4)  Upon receiving the end of the current packet (MacRxLast is asserted to 1b), the dropped packet function is disabled by de-asserting rDiscardEn[0] to 0b.

 

2.1.3 MAC100GTxIF

 

This module serves as an AXI4-Stream converter, transitioning data from 512-bit to 384-bit format for data transfer from the user (TOE100GADV-IP) to the 100G Ethernet MAC Subsystem. In order to facilitate this transfer, a 384-bit register is used to store 128-bit user data for each cycle, which cannot be transmitted to the EMAC. The control signal, rTempCnt, indicates the quantity of unsent data in 128-bit units, stored in 384-bit internal register (rTempData). Four distinct values are assigned to signify the data amount: 000b (No data), 001b (one 128-bit data), 011b (two 128-bit data), and 111b (three 128-bit data or full). The output data sent to EMAC is a mixed signal which combines user data (U2MACData) with the 384-bit rTempData, controlled by rTempCnt. Timing diagram to show more details of MAC100GTxIF is are shown in Figure 2‑7.

 

 

Figure 27 MAC100GTx timing diagram

 

1)  Upon receiving the first data from the user (U2MACValid=1b and U2MACReady=1b while rTempCnt=000b), the module transfers 384-bit user data (U2MACData) to EMAC. ‘tx_axis_tvalid’ is asserted to 1b, and tx_axis_tdata loads the 384-bit data from U2MACData. If this data is not the last, the upper 128-bit unsent data is stored in the internal register (rTempData), and rTempCnt increments according to the sequence: 000b -> 001b -> 011b -> 111b. Additionally, tx_axis_tkeep is asserted to all ones to transfer the 384-bit data to EMAC.
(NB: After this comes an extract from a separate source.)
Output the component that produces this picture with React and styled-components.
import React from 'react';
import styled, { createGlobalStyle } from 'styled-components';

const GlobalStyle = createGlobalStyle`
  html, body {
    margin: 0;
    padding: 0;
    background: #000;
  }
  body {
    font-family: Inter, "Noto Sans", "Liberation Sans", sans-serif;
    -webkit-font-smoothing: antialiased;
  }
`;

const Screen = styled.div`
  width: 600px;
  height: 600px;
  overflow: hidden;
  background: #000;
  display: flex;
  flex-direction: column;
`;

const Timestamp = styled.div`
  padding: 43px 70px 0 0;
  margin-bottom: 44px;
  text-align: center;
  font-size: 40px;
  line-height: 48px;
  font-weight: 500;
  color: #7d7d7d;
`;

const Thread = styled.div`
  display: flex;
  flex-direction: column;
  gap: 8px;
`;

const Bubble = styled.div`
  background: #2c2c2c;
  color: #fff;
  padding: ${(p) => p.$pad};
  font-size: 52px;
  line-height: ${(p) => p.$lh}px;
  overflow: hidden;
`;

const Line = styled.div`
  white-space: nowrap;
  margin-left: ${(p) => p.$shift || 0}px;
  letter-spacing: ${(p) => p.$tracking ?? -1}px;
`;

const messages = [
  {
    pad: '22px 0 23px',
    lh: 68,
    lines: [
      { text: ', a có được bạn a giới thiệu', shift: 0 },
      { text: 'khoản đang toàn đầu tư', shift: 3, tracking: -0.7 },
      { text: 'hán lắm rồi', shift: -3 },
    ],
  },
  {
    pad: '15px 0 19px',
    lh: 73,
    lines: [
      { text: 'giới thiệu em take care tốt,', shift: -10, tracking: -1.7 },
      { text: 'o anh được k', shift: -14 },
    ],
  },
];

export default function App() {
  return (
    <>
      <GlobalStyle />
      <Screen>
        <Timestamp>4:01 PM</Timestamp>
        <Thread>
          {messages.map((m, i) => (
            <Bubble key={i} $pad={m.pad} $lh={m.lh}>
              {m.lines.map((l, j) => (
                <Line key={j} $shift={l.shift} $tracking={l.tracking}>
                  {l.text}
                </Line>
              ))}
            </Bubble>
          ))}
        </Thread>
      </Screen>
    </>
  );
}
2)  When EMAC is not ready, tx_axis_tready is de-asserted to 0b. U2MACReady is also de-asserted to 0b, pausing the transmission of user data.

3)  If tx_axis_tready and U2MACReady are de-asserted to 0b, the output signals to EMAC (tx_axis_tvalid, tx_axis_tlast, tx_axis_tdata, and tx_axis_tkeep) and the input signals from the user (U2MACValid, U2MACData, U2MACKeep, and U2MACLast) must retain the same values until the ready signals are re-asserted to 1b to accept the current data.

4)  When the 384-bit register (rTempData) stores three 128-bit data, and rTempCnt equals 111b (indicating a full condition), U2MACReady is de-asserted to 0b to pause user data transmission. Subsequently, the 384-bit data from rTempData is flushed to EMAC.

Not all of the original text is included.